Wprowadzenie nowego przedmiotu „edukacja zdrowotna” przez minister Barbarę Nowacką wzbudza coraz większy niepokój wśród rodziców, nauczycieli i środowisk katolickich. Co naprawdę kryje się pod hasłami „zdrowie”, „świadomość” i „wiedza”? Oto trzy kluczowe zagrożenia, które widzę jako ojciec, obywatel i człowiek wierzący:
1. Zdrowie czy ideologia?
Nowy program nie ogranicza się do promowania zdrowych nawyków. W rzeczywistości wprowadza dzieci w tematy ideologii gender, „różnorodnych tożsamości płciowych”, „różnych modeli rodziny” i „akceptacji orientacji seksualnych” już w szkole podstawowej. Wszystko pod pozorem neutralnej edukacji. Tradycyjne wartości rodzinne – miłość kobiety i mężczyzny, czystość przedmałżeńska, wierność – znikają ze szkolnych tematów.
2. Promowanie aborcji wśród dzieci
W starszych klasach uczniowie zapoznają się z metodami „świadomego rodzicielstwa”, antykoncepcji i „prawem do decyzji o własnym ciele”. W praktyce oznacza to normalizowanie aborcji i prezentowanie jej jako jednej z możliwości bez głębszej refleksji moralnej. Nie mówi się o ochronie życia, o godności dziecka nienarodzonego – a przecież dzieci uczone są nie tylko treści, ale postaw.

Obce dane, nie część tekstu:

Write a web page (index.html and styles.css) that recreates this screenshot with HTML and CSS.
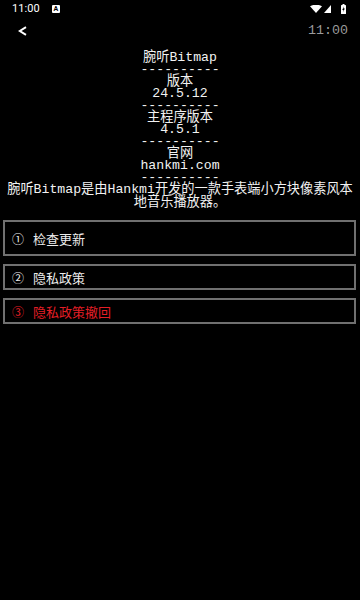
FILE: index.html
```html
<!DOCTYPE html>
<html lang="zh-CN">
<head>
<meta charset="utf-8">
<title>关于</title>
<link rel="stylesheet" href="styles.css">
</head>
<body>
<div class="screen">
  <div class="statusbar">
    <div class="sb-left">
      <span class="sb-time">11:00</span>
      <span class="sb-badge">A</span>
    </div>
    <div class="sb-right">
      <svg class="ic-wifi" width="12" height="8" viewBox="0 0 12 8"><path d="M0 1.2 Q6 -1.8 12 1.2 L6 8 Z" fill="#fff"/></svg>
      <svg class="ic-signal" width="7" height="8" viewBox="0 0 7 8"><path d="M7 0 L7 8 L0 8 Z" fill="#fff"/></svg>
      <svg class="ic-batt" width="5" height="10" viewBox="0 0 5 10"><rect x="1.5" y="0" width="2" height="1" fill="#fff"/><rect x="0" y="1" width="5" height="9" rx="0.6" fill="#fff"/><path d="M2.9 2.2 L1.3 5.9 L2.5 5.9 L2.1 8.3 L3.8 4.6 L2.6 4.6 Z" fill="#000"/></svg>
    </div>
  </div>
  <div class="toolbar">
    <svg class="back" width="10" height="10" viewBox="0 0 10 10"><polyline points="8,1.2 1.8,5 8,8.8" fill="none" stroke="#fff" stroke-width="2" stroke-linejoin="miter"/></svg>
    <span class="clock">11:00</span>
  </div>
  <div class="about">
    <div>腕听Bitmap</div>
    <div>----------</div>
    <div>版本</div>
    <div>24.5.12</div>
    <div>----------</div>
    <div>主程序版本</div>
    <div>4.5.1</div>
    <div>----------</div>
    <div>官网</div>
    <div>hankmi.com</div>
    <div>----------</div>
    <div class="desc">腕听Bitmap是由Hankmi开发的一款手表端小方块像素风本地音乐播放器。</div>
  </div>
  <div class="actions">
    <div class="btn btn-tall"><span class="num">①</span><span>检查更新</span></div>
    <div class="btn"><span class="num">②</span><span>隐私政策</span></div>
    <div class="btn btn-red"><span class="num">③</span><span>隐私政策撤回</span></div>
  </div>
</div>
</body>
</html>
```

FILE: styles.css
```css
html, body {
  margin: 0;
  padding: 0;
  background: #000;
}
.screen {
  width: 360px;
  height: 600px;
  background: #000;
  color: #fff;
  overflow: hidden;
}
.statusbar {
  height: 18px;
  display: flex;
  align-items: center;
  justify-content: space-between;
  padding: 0 12px 0 12px;
  box-sizing: border-box;
}
.sb-left {
  display: flex;
  align-items: center;
  gap: 12px;
}
.sb-time {
  font-family: Roboto, "Liberation Sans", sans-serif;
  font-size: 11px;
  color: #fff;
  line-height: 18px;
  letter-spacing: 0.1px;
}
.sb-badge {
  width: 8px;
  height: 8px;
  background: #fff;
  border-radius: 1px;
  color: #000;
  font-family: Roboto, "Liberation Sans", sans-serif;
  font-size: 7px;
  font-weight: bold;
  line-height: 8px;
  text-align: center;
}
.sb-right {
  display: flex;
  align-items: center;
  gap: 2px;
  padding-right: 2px;
}
.ic-batt { margin-left: 8px; }
.toolbar {
  height: 25px;
  display: flex;
  align-items: center;
  justify-content: space-between;
  padding: 0 12px 0 18px;
}
.back {
  display: block;
}
.clock {
  font-family: "Liberation Mono", "DejaVu Sans Mono", monospace;
  font-size: 13.33px;
  color: #9a9a9a;
  line-height: 25px;
}
.about {
  margin-top: 9px;
  padding: 0 4px;
  text-align: center;
  font-family: "Liberation Mono", "Noto Sans CJK SC", monospace;
  font-size: 13.2px;
  line-height: 12px;
  color: #f2f2f2;
}
.desc {
  line-height: 12.5px;
}
.actions {
  margin: 11px 4px 0 3px;
  display: flex;
  flex-direction: column;
  gap: 8px;
}
.btn {
  height: 26px;
  box-sizing: border-box;
  border: 2px solid #707070;
  display: flex;
  align-items: center;
  padding-left: 7px;
  font-family: "Noto Sans CJK SC", sans-serif;
  font-size: 13px;
  color: #ececec;
}
.btn-tall {
  height: 36px;
}
.btn-red {
  color: #e41e26;
}
.num {
  width: 21px;
  font-size: 12px;
}
```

3. Seks oderwany od uczucia
W programie nie znajdziemy prawie żadnych odniesień do miłości, relacji, odpowiedzialności. Młodzież ma poznawać „różne formy ekspresji seksualnej”, mówi się o przyjemności i zgodzie, ale brakuje odniesienia do wartości, do więzi, do tego, że seks to dar z siebie, a nie tylko czynność. Edukacja staje się techniczna, chłodna i oderwana od człowieczeństwa.
✝️ Podsumowanie
Minister Nowacka mówi o nowoczesnej edukacji. Ja widzę ukrytą rewolucję, która uderza w to, co najcenniejsze — w niewinność dzieci, w autorytet rodziców, w fundament chrześcijańskiej kultury.
To nie jest czas na obojętność. Musimy działać – jasno, spokojnie, stanowczo. Rodzice mają prawo do wychowania swoich dzieci zgodnie z własnymi przekonaniami. I nikt – nawet państwo – nie może tego prawa im odebrać.